What can I possibly say about this book? The synopsis showed it had promise...but that was where it ended. So many times whilst reading I found myself thinking if I should continue. But I did...hoping it would get better. It didn't.

It begins with a plane crash. A plane falling from the sky. And sadly it did not stop there. The book just seemed to continue "falling". The story is told from four perspectives, that interweave together to paint the bigger picture. I don't mind different perspectives, as they really tell so many different sides of the same story and make it interesting at the same time. But this one would have been better if the story ended on that Welsh mountainside with the plane. I did not like Cecilia from the get go. I found her cold and unlikeable and utterly bloody depressing. Her husband Tom was marginally better, but he was really a fool to stay in a loveless marriage with such an unlikeable woman. Therefore he was a little depressing. Freya, the daughter of the pilot of the plane, I found somewhat detached, but then she was no stranger to her father and his secrets so growing up in their house would surely be bound to leave some scars. Another depressing story behind their walls. Jim, the retired police superintendant, was probably the only likeable character in the book, but as he was also the father of a murdered young woman, he was also rather depressing as well.

So I guess you could say in all, they were all rather depressing. The only one I found somewhat cheerful was Maisie Collins - the elderly woman Cecilia rescued from the plane crash. Despite losing the love of her life and husband of nearly 60 years, she still had a cheerful outlook. Unlike the rest of them.

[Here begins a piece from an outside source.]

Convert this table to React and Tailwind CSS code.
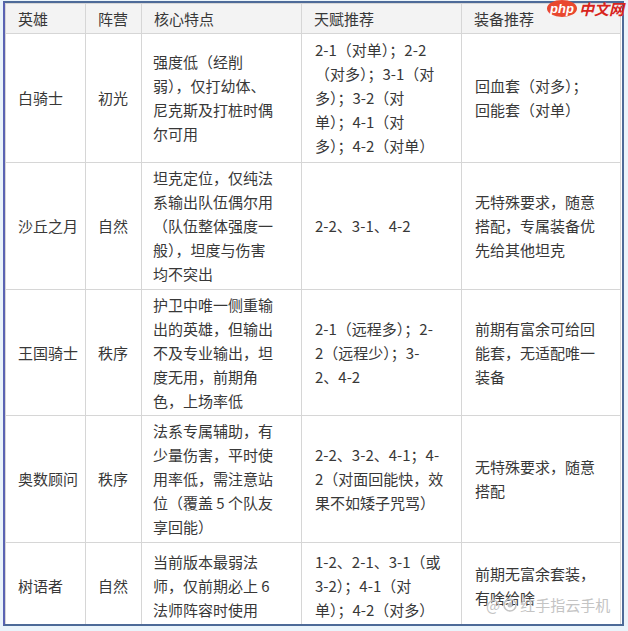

When Cecilia walked along the cliff edge watching the seagulls, I found myself willing her to do everyone a favour and jump. While her past story was a sad one, she just didn't move on from it and it ended up defining her as a cold unlikeable and depressing woman. I think her jumping from that cliff would have been an apt ending.

And as this is the first Emma Kavanagh book I have read, I certainly hope the others are a far better read than this one.